Internazionale

«A Chicago nessuna svolta, ma sulla Palestina l’elettorato è più avanti»

«A Chicago nessuna svolta, ma sulla Palestina l’elettorato è più avanti»Chicago, manifestanti pro-Palestina a Union Square, di fronte alla convention democratica – Ap/Noah Berger

Intervista Mjriam Abu Samra analizza la linea dem su Gaza. «Durante la Convention si è tentato di ignorare le voci che chiedono un cambiamento radicale. Ma non credo che sarà possibile per i leader del partito continuare così». Il principio dell'autodeterminazione citato da Kamala Harris? «È una retorica che legittima il progetto coloniale»

Pubblicato 3 mesi faEdizione del 24 agosto 2024

Kamala Harris ha invocato libertà, diritti, sicurezza e autodeterminazione per i palestinesi. Non ha fatto però riferimento esplicito alla creazione di uno Stato palestinese indipendente e sovrano. Ne abbiamo parlato con l’analista Mjriam Abu Samra, ricercatrice «Marie Curie» presso l’Università di Venezia Ca’ Foscari e l’Università di California, Davis. «Il riferimento all’autodeterminazione così come ai principi di libertà e dignità ha sempre caratterizzato la retorica dei Democratici», ci dice Abu Samra che abbiamo raggiunto telefonicamente ad Amman.

Quindi non siamo di fronte alla svolta di cui ha parlato e scritto qualcuno.
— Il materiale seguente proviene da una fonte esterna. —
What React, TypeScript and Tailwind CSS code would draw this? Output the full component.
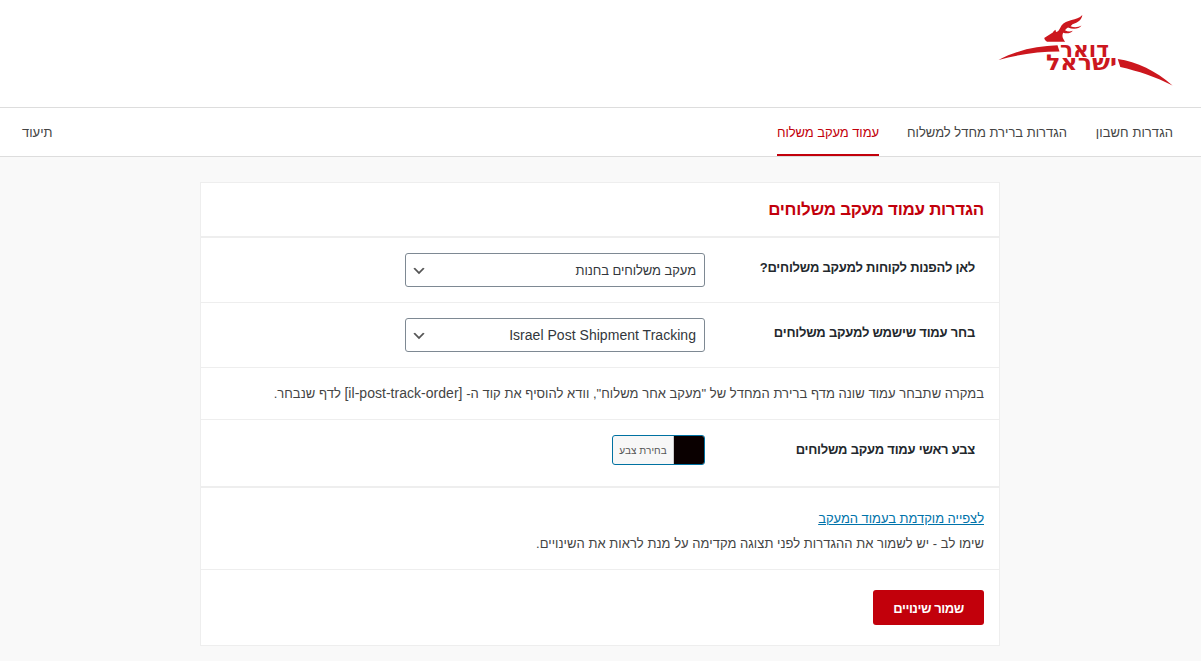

Proprio no. Anche l’accordo di Oslo (tra Israele e Olp del 1993), sostenuto dall’ex presidente democratico Bill Clinton, è stato presentato come un processo di pace basato su questi valori, ma di fatto è stato uno strumento di legittimazione di pratiche coloniali sioniste ancora più articolato. Paradossalmente anche il Deal of the Century dell’ex presidente repubblicano Donald Trump è in linea con questo approccio e questa retorica, ciò dimostra proprio la continuità e la coerenza della politica statunitense verso la Palestina. Il discorso di Kamala Harris va letto in questo contesto. Non siamo di fronte a un cambiamento di strategia in Medio oriente, all’offerta, ad esempio, di una garanzia per il diritto al ritorno per i profughi palestinesi o a una trasformazione radicale rispetto alla condizione di occupazione e di colonialismo. Il concetto di autodeterminazione così come è stato presentato da Harris può voler dire tutto oppure niente. Gli israeliani lo interpretano come una forma di auto amministrazione senza sovranità, indipendenza e dignità per i palestinesi. In fondo è quello che vogliono anche i Democratici in linea con la politica che hanno sempre portato avanti e sostenuto dal 1948 ad oggi. L’autodeterminazione è una legittimazione del progetto coloniale per la Palestina. Ma gli arabi negli Usa l’hanno capito e non si accontentano più di questa retorica. Anzi la denunciano con grande forza come abbiamo visto con le proteste che sono state organizzate durante la Convention e la formazione dei gruppi degli Uncommitted che non andranno a votare.

Negli Stati Uniti, durante il suo lavoro accademico, è stata testimone delle proteste nelle università a sostegno di Gaza. Quali reazioni ha raccolto tra i suoi contatti e conoscenze su come la Convention dem ha trattato la questione palestinese?

Il fatto stesso che alla Convention si sia tentato di ignorare le voci che chiedono un cambiamento radicale della politica verso la Palestina sottolinea la crisi profonda che il Partito democratico sta vivendo. Allo stesso tempo è apparsa chiara la determinazione con cui l’elettorato democratico sta portando avanti le sue richieste di cambiamento. Non credo che sarà possibile per i leader del partito continuare ad ignorare queste voci. Il movimento popolare è in crescita e conduce una critica netta e radicale all’establishment politico statunitense in generale e nello specifico al Partito democratico non in linea con le ambizioni politiche e sociali della popolazione e che di fatto garantisce solo gli interessi di pochi.

Ora si trova in Giordania per continuare le sue ricerche. Come le popolazioni arabe hanno reagito al discorso di Kamala Harris? Gli arabi preferiscono lei, presunto male minore, all’ex presidente repubblicano Donald Trump?

Credo che in Giordania e in tutto il mondo arabo le popolazioni non vedano più alcuna differenza strategica e di visione tra Repubblicani e Democratici. Quello che è presentato come il male minore è semplicemente un’altra faccia di una stessa medaglia, quella di una politica coloniale e imperialista che si manifesta in maniera esplicita e brutale soprattutto in questa regione.